==== Recorded data ====
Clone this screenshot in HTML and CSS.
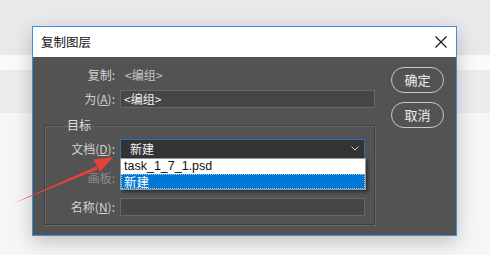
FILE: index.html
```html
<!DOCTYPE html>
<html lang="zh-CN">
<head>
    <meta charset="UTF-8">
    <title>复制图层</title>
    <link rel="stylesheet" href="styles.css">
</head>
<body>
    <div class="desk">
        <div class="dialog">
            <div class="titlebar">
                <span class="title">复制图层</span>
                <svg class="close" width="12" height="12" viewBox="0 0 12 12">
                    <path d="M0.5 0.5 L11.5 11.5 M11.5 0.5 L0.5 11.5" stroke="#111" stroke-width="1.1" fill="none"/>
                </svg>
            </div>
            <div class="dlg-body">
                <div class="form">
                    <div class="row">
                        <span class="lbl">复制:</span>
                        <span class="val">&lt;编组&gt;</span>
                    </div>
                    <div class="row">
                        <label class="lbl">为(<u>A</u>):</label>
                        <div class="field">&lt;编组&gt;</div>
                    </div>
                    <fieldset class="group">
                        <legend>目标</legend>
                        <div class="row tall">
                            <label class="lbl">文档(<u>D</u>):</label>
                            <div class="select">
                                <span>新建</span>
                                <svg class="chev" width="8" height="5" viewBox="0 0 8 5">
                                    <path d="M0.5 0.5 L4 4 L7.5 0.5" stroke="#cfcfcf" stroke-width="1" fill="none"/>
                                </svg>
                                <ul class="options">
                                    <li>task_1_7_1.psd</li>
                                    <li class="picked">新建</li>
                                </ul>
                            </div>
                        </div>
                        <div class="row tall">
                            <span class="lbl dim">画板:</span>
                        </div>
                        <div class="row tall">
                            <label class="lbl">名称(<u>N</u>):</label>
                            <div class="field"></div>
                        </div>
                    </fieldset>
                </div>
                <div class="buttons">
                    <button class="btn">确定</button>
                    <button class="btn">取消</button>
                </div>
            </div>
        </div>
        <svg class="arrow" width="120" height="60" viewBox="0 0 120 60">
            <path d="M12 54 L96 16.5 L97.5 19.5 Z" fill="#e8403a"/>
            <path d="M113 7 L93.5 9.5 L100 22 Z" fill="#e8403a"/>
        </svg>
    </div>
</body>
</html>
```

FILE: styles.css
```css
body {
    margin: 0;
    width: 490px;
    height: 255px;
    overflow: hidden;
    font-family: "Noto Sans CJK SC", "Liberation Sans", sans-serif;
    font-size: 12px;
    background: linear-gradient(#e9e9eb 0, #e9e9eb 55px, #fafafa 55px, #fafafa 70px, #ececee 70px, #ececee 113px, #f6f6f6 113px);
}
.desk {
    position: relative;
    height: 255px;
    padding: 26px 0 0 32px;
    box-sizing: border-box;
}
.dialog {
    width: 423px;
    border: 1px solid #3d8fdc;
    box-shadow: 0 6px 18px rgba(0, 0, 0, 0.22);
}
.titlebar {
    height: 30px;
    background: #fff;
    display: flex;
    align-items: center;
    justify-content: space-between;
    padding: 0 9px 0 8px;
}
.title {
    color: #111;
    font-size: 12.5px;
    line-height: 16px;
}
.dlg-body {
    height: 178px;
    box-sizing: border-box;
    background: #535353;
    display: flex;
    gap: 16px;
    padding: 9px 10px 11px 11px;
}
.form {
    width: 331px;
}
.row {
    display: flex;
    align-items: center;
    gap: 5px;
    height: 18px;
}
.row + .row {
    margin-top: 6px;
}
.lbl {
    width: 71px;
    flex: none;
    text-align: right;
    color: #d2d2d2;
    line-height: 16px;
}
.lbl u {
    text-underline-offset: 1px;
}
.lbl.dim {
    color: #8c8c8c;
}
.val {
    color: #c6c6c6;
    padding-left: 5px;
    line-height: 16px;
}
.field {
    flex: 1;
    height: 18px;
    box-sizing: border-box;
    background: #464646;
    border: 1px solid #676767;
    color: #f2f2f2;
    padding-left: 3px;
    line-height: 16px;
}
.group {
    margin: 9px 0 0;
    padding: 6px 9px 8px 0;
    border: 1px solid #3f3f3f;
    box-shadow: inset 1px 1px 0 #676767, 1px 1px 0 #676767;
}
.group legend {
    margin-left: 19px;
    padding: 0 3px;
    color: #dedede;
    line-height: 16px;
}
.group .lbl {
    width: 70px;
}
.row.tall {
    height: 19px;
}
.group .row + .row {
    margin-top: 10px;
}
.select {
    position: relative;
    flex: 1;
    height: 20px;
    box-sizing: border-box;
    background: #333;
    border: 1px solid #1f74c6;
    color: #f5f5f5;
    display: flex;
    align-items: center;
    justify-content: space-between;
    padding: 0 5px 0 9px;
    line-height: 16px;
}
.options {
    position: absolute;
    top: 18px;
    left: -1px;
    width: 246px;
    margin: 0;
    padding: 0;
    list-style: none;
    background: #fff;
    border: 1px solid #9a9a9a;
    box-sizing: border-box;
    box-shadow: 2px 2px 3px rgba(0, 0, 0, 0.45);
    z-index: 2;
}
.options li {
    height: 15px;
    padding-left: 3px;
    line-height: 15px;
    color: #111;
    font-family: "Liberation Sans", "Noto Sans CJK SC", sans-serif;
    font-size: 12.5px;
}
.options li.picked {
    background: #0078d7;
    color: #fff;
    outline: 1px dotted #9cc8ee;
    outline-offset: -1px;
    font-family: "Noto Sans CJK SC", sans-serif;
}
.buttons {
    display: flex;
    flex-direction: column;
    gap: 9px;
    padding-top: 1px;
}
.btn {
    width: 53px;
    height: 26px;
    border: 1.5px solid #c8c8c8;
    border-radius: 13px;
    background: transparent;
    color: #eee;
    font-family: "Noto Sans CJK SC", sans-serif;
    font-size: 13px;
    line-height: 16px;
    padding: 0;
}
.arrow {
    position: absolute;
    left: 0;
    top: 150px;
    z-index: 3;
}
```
====
* [Exercise]: Every line of the data should be copied as it stands, without the images.

* [Response to the exercise]:
Clone this screenshot in HTML and CSS.
FILE: index.html
```html
<!DOCTYPE html>
<html lang="zh-CN">
<head>
    <meta charset="UTF-8">
    <title>复制图层</title>
    <link rel="stylesheet" href="styles.css">
</head>
<body>
    <div class="desk">
        <div class="dialog">
            <div class="titlebar">
                <span class="title">复制图层</span>
                <svg class="close" width="12" height="12" viewBox="0 0 12 12">
                    <path d="M0.5 0.5 L11.5 11.5 M11.5 0.5 L0.5 11.5" stroke="#111" stroke-width="1.1" fill="none"/>
                </svg>
            </div>
            <div class="dlg-body">
                <div class="form">
                    <div class="row">
                        <span class="lbl">复制:</span>
                        <span class="val">&lt;编组&gt;</span>
                    </div>
                    <div class="row">
                        <label class="lbl">为(<u>A</u>):</label>
                        <div class="field">&lt;编组&gt;</div>
                    </div>
                    <fieldset class="group">
                        <legend>目标</legend>
                        <div class="row tall">
                            <label class="lbl">文档(<u>D</u>):</label>
                            <div class="select">
                                <span>新建</span>
                                <svg class="chev" width="8" height="5" viewBox="0 0 8 5">
                                    <path d="M0.5 0.5 L4 4 L7.5 0.5" stroke="#cfcfcf" stroke-width="1" fill="none"/>
                                </svg>
                                <ul class="options">
                                    <li>task_1_7_1.psd</li>
                                    <li class="picked">新建</li>
                                </ul>
                            </div>
                        </div>
                        <div class="row tall">
                            <span class="lbl dim">画板:</span>
                        </div>
                        <div class="row tall">
                            <label class="lbl">名称(<u>N</u>):</label>
                            <div class="field"></div>
                        </div>
                    </fieldset>
                </div>
                <div class="buttons">
                    <button class="btn">确定</button>
                    <button class="btn">取消</button>
                </div>
            </div>
        </div>
        <svg class="arrow" width="120" height="60" viewBox="0 0 120 60">
            <path d="M12 54 L96 16.5 L97.5 19.5 Z" fill="#e8403a"/>
            <path d="M113 7 L93.5 9.5 L100 22 Z" fill="#e8403a"/>
        </svg>
    </div>
</body>
</html>
```

FILE: styles.css
```css
body {
    margin: 0;
    width: 490px;
    height: 255px;
    overflow: hidden;
    font-family: "Noto Sans CJK SC", "Liberation Sans", sans-serif;
    font-size: 12px;
    background: linear-gradient(#e9e9eb 0, #e9e9eb 55px, #fafafa 55px, #fafafa 70px, #ececee 70px, #ececee 113px, #f6f6f6 113px);
}
.desk {
    position: relative;
    height: 255px;
    padding: 26px 0 0 32px;
    box-sizing: border-box;
}
.dialog {
    width: 423px;
    border: 1px solid #3d8fdc;
    box-shadow: 0 6px 18px rgba(0, 0, 0, 0.22);
}
.titlebar {
    height: 30px;
    background: #fff;
    display: flex;
    align-items: center;
    justify-content: space-between;
    padding: 0 9px 0 8px;
}
.title {
    color: #111;
    font-size: 12.5px;
    line-height: 16px;
}
.dlg-body {
    height: 178px;
    box-sizing: border-box;
    background: #535353;
    display: flex;
    gap: 16px;
    padding: 9px 10px 11px 11px;
}
.form {
    width: 331px;
}
.row {
    display: flex;
    align-items: center;
    gap: 5px;
    height: 18px;
}
.row + .row {
    margin-top: 6px;
}
.lbl {
    width: 71px;
    flex: none;
    text-align: right;
    color: #d2d2d2;
    line-height: 16px;
}
.lbl u {
    text-underline-offset: 1px;
}
.lbl.dim {
    color: #8c8c8c;
}
.val {
    color: #c6c6c6;
    padding-left: 5px;
    line-height: 16px;
}
.field {
    flex: 1;
    height: 18px;
    box-sizing: border-box;
    background: #464646;
    border: 1px solid #676767;
    color: #f2f2f2;
    padding-left: 3px;
    line-height: 16px;
}
.group {
    margin: 9px 0 0;
    padding: 6px 9px 8px 0;
    border: 1px solid #3f3f3f;
    box-shadow: inset 1px 1px 0 #676767, 1px 1px 0 #676767;
}
.group legend {
    margin-left: 19px;
    padding: 0 3px;
    color: #dedede;
    line-height: 16px;
}
.group .lbl {
    width: 70px;
}
.row.tall {
    height: 19px;
}
.group .row + .row {
    margin-top: 10px;
}
.select {
    position: relative;
    flex: 1;
    height: 20px;
    box-sizing: border-box;
    background: #333;
    border: 1px solid #1f74c6;
    color: #f5f5f5;
    display: flex;
    align-items: center;
    justify-content: space-between;
    padding: 0 5px 0 9px;
    line-height: 16px;
}
.options {
    position: absolute;
    top: 18px;
    left: -1px;
    width: 246px;
    margin: 0;
    padding: 0;
    list-style: none;
    background: #fff;
    border: 1px solid #9a9a9a;
    box-sizing: border-box;
    box-shadow: 2px 2px 3px rgba(0, 0, 0, 0.45);
    z-index: 2;
}
.options li {
    height: 15px;
    padding-left: 3px;
    line-height: 15px;
    color: #111;
    font-family: "Liberation Sans", "Noto Sans CJK SC", sans-serif;
    font-size: 12.5px;
}
.options li.picked {
    background: #0078d7;
    color: #fff;
    outline: 1px dotted #9cc8ee;
    outline-offset: -1px;
    font-family: "Noto Sans CJK SC", sans-serif;
}
.buttons {
    display: flex;
    flex-direction: column;
    gap: 9px;
    padding-top: 1px;
}
.btn {
    width: 53px;
    height: 26px;
    border: 1.5px solid #c8c8c8;
    border-radius: 13px;
    background: transparent;
    color: #eee;
    font-family: "Noto Sans CJK SC", sans-serif;
    font-size: 13px;
    line-height: 16px;
    padding: 0;
}
.arrow {
    position: absolute;
    left: 0;
    top: 150px;
    z-index: 3;
}
```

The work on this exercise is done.